When this comprehension penetrates not only your intellect but your way of inhabiting the world, something fundamental reorganizes itself. You stop demanding that people remain the same to justify your staying beside them. You stop expecting the organization to honor promises made by power structures that no longer exist. You abandon the fiction that you need to be consistent with decisions made by a version of yourself that operated with completely different information, values, and circumstances.
This posture does not imply passivity or a lack of commitment. On the contrary: it releases a much deeper responsibility — that of responding authentically to each moment as it presents itself, not as you would like it to present itself. You can make agreements, plan, commit — but without the illusion that these agreements freeze reality. They are poetic gestures of intention in a field of possibilities that continuously reconfigures itself.
Professionally, this translates into an existential agility that transcends methodologies and frameworks. You stop defending positions because in the past they made sense. You abandon projects that absorbed years of your life when the context that justified them evaporated. You reformulate your professional self-image not as a betrayal of your history, but as fidelity to the movement that has always been operating beneath the surface of your certifications and titles.

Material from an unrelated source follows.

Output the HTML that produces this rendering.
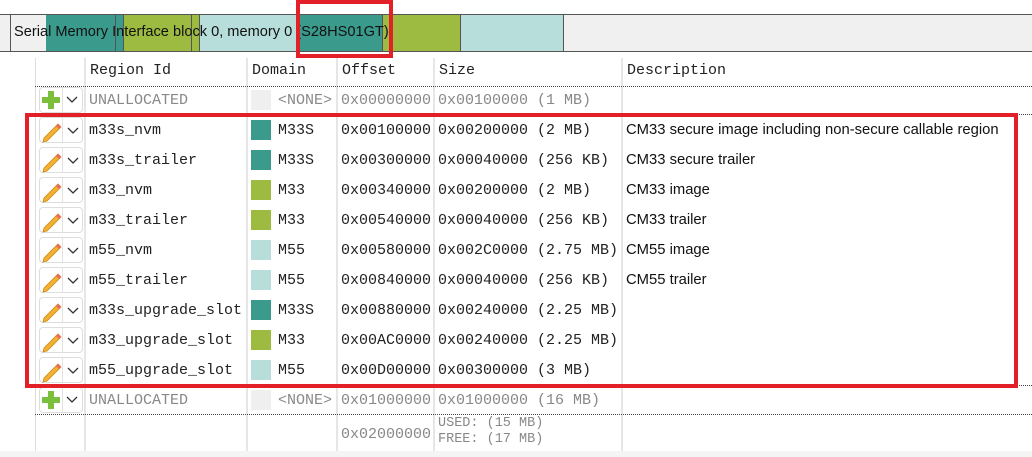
<!DOCTYPE html>
<html><head><style>
*{margin:0;padding:0;box-sizing:border-box}
body{width:1032px;height:457px;background:#fff;position:relative;overflow:hidden;font-family:"Liberation Sans",sans-serif}
.a{position:absolute}
.mono{font-family:"Liberation Mono",monospace;font-size:15px;color:#222;white-space:nowrap;line-height:17px}
.gray{color:#888}
.vl{position:absolute;top:58px;height:399px;width:2px;background:#e6e6e6}
.sw{position:absolute;width:20px;height:20px}
.btn{position:absolute;left:39px;width:44px;height:26px;border:1px solid #ddd;border-radius:4px;background:#fff}
.btn:after{content:"";position:absolute;left:22px;top:0;width:1px;height:24px;background:#e2e2e2}
.desc{position:absolute;left:626px;font-size:14.8px;color:#111;white-space:nowrap}
.dot{position:absolute;left:35px;right:0;height:0;border-top:1px dotted #444}
</style></head><body>
<div class="a" style="left:0;top:14px;width:1032px;height:38px;background:#f0f0f0;border-top:1px solid #555;border-bottom:1px solid #555"></div>
<div class="a" style="left:10px;top:14px;width:1px;height:38px;background:#555"></div>
<div class="a" style="left:46px;top:15px;width:69px;height:36px;background:#3a9a8c"></div>
<div class="a" style="left:115px;top:15px;width:8px;height:36px;background:#3a9a8c;border-left:1px solid #555"></div>
<div class="a" style="left:123px;top:15px;width:68px;height:36px;background:#9cbb40;border-left:1px solid #555"></div>
<div class="a" style="left:191px;top:15px;width:9px;height:36px;background:#9cbb40;border-left:1px solid #555;border-right:1px solid #555"></div>
<div class="a" style="left:200px;top:15px;width:97px;height:36px;background:#b7dedb"></div>
<div class="a" style="left:297px;top:15px;width:85px;height:36px;background:#3a9a8c;border-left:1px solid #555"></div>
<div class="a" style="left:382px;top:15px;width:78px;height:36px;background:#9cbb40;border-left:1px solid #555"></div>
<div class="a" style="left:460px;top:15px;width:104px;height:36px;background:#b7dedb;border-left:1px solid #555;border-right:1px solid #555"></div>
<div class="a" style="left:14px;top:24px;font-size:14.6px;color:#111;white-space:nowrap">Serial Memory Interface block 0, memory 0 (S28HS01GT)</div>
<div class="a" style="left:296px;top:0;width:97px;height:58px;border:4px solid #e32028"></div>

<div class="vl" style="left:35px;width:1px;background:#ddd"></div>
<div class="vl" style="left:84px"></div>
<div class="vl" style="left:246px"></div>
<div class="vl" style="left:336px"></div>
<div class="vl" style="left:433px"></div>
<div class="vl" style="left:621px"></div>

<div class="a mono" style="left:90px;top:62px">Region Id</div>
<div class="a mono" style="left:252px;top:62px">Domain</div>
<div class="a mono" style="left:342px;top:62px">Offset</div>
<div class="a mono" style="left:439px;top:62px">Size</div>
<div class="a mono" style="left:627px;top:62px">Description</div>
<div class="dot" style="top:86px"></div>
<div class="dot" style="top:114px;left:620px"></div>
<div class="dot" style="top:385px"></div>
<div class="dot" style="top:414px"></div>

<div class="btn" style="top:87px"></div>
<svg class="a" style="left:42px;top:91px" width="18" height="18"><path d="M6 0h6v6h6v6h-6v6h-6v-6h-6v-6h6z" fill="#7cbf3c"/></svg>
<svg class="a" style="left:66px;top:96px" width="12" height="8"><path d="M1 1l5 5 5-5" stroke="#333" fill="none" stroke-width="1.3"/></svg>
<div class="a mono gray" style="left:89px;top:92px">UNALLOCATED</div>
<div class="sw" style="left:251px;top:90px;background:#efefef"></div>
<div class="a mono gray" style="left:278px;top:92px">&lt;NONE&gt;</div>
<div class="a mono gray" style="left:341px;top:92px">0x00000000</div>
<div class="a mono gray" style="left:438px;top:92px">0x00100000 (1 MB)</div>

<div class="btn" style="top:117px"></div><div class="btn" style="top:147px"></div><div class="btn" style="top:177px"></div><div class="btn" style="top:207px"></div><div class="btn" style="top:237px"></div><div class="btn" style="top:267px"></div><div class="btn" style="top:297px"></div><div class="btn" style="top:327px"></div><div class="btn" style="top:357px"></div>
<svg class="a" style="left:0;top:0" width="90" height="400">
<defs><g id="p"><path d="M44 138l14-14 3 3-14 14-4 1z" fill="#f2b134" stroke="#c98a10" stroke-width="0.8"/><path d="M56 126l2-2 3 3-2 2z" fill="#e66"/><path d="M68 128l5 5 5-5" stroke="#333" fill="none" stroke-width="1.3"/></g></defs>
<use href="#p"/><use href="#p" y="30"/><use href="#p" y="60"/><use href="#p" y="90"/><use href="#p" y="120"/><use href="#p" y="150"/><use href="#p" y="180"/><use href="#p" y="210"/><use href="#p" y="240"/>
</svg>

<div class="a mono" style="left:89px;top:122px">m33s_nvm</div>
<div class="a mono" style="left:89px;top:152px">m33s_trailer</div>
<div class="a mono" style="left:89px;top:182px">m33_nvm</div>
<div class="a mono" style="left:89px;top:212px">m33_trailer</div>
<div class="a mono" style="left:89px;top:242px">m55_nvm</div>
<div class="a mono" style="left:89px;top:272px">m55_trailer</div>
<div class="a mono" style="left:89px;top:302px">m33s_upgrade_slot</div>
<div class="a mono" style="left:89px;top:332px">m33_upgrade_slot</div>
<div class="a mono" style="left:89px;top:362px">m55_upgrade_slot</div>

<div class="sw" style="left:251px;top:120px;background:#3a9a8c"></div>
<div class="sw" style="left:251px;top:150px;background:#3a9a8c"></div>
<div class="sw" style="left:251px;top:180px;background:#9cbb40"></div>
<div class="sw" style="left:251px;top:210px;background:#9cbb40"></div>
<div class="sw" style="left:251px;top:240px;background:#b7dedb"></div>
<div class="sw" style="left:251px;top:270px;background:#b7dedb"></div>
<div class="sw" style="left:251px;top:300px;background:#3a9a8c"></div>
<div class="sw" style="left:251px;top:330px;background:#9cbb40"></div>
<div class="sw" style="left:251px;top:360px;background:#b7dedb"></div>

<div class="a mono" style="left:278px;top:122px">M33S</div>
<div class="a mono" style="left:278px;top:152px">M33S</div>
<div class="a mono" style="left:278px;top:182px">M33</div>
<div class="a mono" style="left:278px;top:212px">M33</div>
<div class="a mono" style="left:278px;top:242px">M55</div>
<div class="a mono" style="left:278px;top:272px">M55</div>
<div class="a mono" style="left:278px;top:302px">M33S</div>
<div class="a mono" style="left:278px;top:332px">M33</div>
<div class="a mono" style="left:278px;top:362px">M55</div>

<div class="a mono" style="left:341px;top:122px">0x00100000</div>
<div class="a mono" style="left:341px;top:152px">0x00300000</div>
<div class="a mono" style="left:341px;top:182px">0x00340000</div>
<div class="a mono" style="left:341px;top:212px">0x00540000</div>
<div class="a mono" style="left:341px;top:242px">0x00580000</div>
<div class="a mono" style="left:341px;top:272px">0x00840000</div>
<div class="a mono" style="left:341px;top:302px">0x00880000</div>
<div class="a mono" style="left:341px;top:332px">0x00AC0000</div>
<div class="a mono" style="left:341px;top:362px">0x00D00000</div>

<div class="a mono" style="left:438px;top:122px">0x00200000 (2 MB)</div>
<div class="a mono" style="left:438px;top:152px">0x00040000 (256 KB)</div>
<div class="a mono" style="left:438px;top:182px">0x00200000 (2 MB)</div>
<div class="a mono" style="left:438px;top:212px">0x00040000 (256 KB)</div>
<div class="a mono" style="left:438px;top:242px">0x002C0000 (2.75 MB)</div>
<div class="a mono" style="left:438px;top:272px">0x00040000 (256 KB)</div>
<div class="a mono" style="left:438px;top:302px">0x00240000 (2.25 MB)</div>
<div class="a mono" style="left:438px;top:332px">0x00240000 (2.25 MB)</div>
<div class="a mono" style="left:438px;top:362px">0x00300000 (3 MB)</div>

<div class="desc" style="top:122px">CM33 secure image including non-secure callable region</div>
<div class="desc" style="top:152px">CM33 secure trailer</div>
<div class="desc" style="top:182px">CM33 image</div>
<div class="desc" style="top:212px">CM33 trailer</div>
<div class="desc" style="top:242px">CM55 image</div>
<div class="desc" style="top:272px">CM55 trailer</div>

<div class="btn" style="top:387px"></div>
<svg class="a" style="left:42px;top:391px" width="18" height="18"><path d="M6 0h6v6h6v6h-6v6h-6v-6h-6v-6h6z" fill="#7cbf3c"/></svg>
<svg class="a" style="left:66px;top:396px" width="12" height="8"><path d="M1 1l5 5 5-5" stroke="#333" fill="none" stroke-width="1.3"/></svg>
<div class="a mono gray" style="left:89px;top:392px">UNALLOCATED</div>
<div class="sw" style="left:251px;top:390px;background:#efefef"></div>
<div class="a mono gray" style="left:278px;top:392px">&lt;NONE&gt;</div>
<div class="a mono gray" style="left:341px;top:392px">0x01000000</div>
<div class="a mono gray" style="left:438px;top:392px">0x01000000 (16 MB)</div>

<div class="a mono gray" style="left:341px;top:426px">0x02000000</div>
<div class="a mono gray" style="left:438px;top:416px;font-size:13.5px;line-height:15px">USED: (15 MB)</div>
<div class="a mono gray" style="left:438px;top:432px;font-size:13.5px;line-height:15px">FREE: (17 MB)</div>
<div class="a" style="left:0;top:451px;width:1032px;height:6px;background:#f4f4f4"></div>

<div class="a" style="left:25px;top:113px;width:993px;height:275px;border:4px solid #e32028"></div>
</body></html>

In affective bonds, this lucidity dissolves most conflicts arising from the frustrated expectation of permanence. You stop demanding that the other be who they were when you met. You stop blaming yourself for not feeling today what you felt three years ago. You understand that love is not a static feeling to be preserved, but a dance that reinvents itself with every encounter — or that ends when the dancers lose the common rhythm, without this invalidating the beauty of what was lived while it lasted.
The greatest personal revolution happens when you finally understand that there is no essential identity to protect or develop. You are a process, not a thing. A verb, not a noun. A continuous activity of configuration and reconfiguration that only stops with the last breath. Trying to fix yourself in a definition is like trying to hold water with open hands — the effort not only fails, but prevents you from fully experiencing the sensation of flowing between your fingers.
Look at the crises you go through — personal, professional, relational. They are not anomalies that interrupt your normal life; they are life revealing itself as it truly is. The mistake is not in the crises, but in your expectation that existence should be something other than this perpetual rearrangement of forms, functions, and meanings. You suffer not because of the changes, but because of your refusal to recognize that change is all that exists.
This understanding offers no cheap comfort nor magical solutions. It merely returns you to reality as it operates — relentlessly present, irrevocably new, absolutely generous in its infinite offer of fresh starts. Each instant is a blank page where you can write a different response, not because you deliberately choose to transform yourself, but because transformation is what you are when you stop resisting what has always been happening.
The river water follows its course, indifferent to your concepts of permanence. You can spend the rest of your life trying to capture it in a mental photograph, or you can dive into it with the totality of your present being — knowing that this dive, this moment, this specific configuration of you meeting the current will never repeat itself. The choice is not between changing or remaining; it is between consciously denying or fully inhabiting the movement that constitutes you.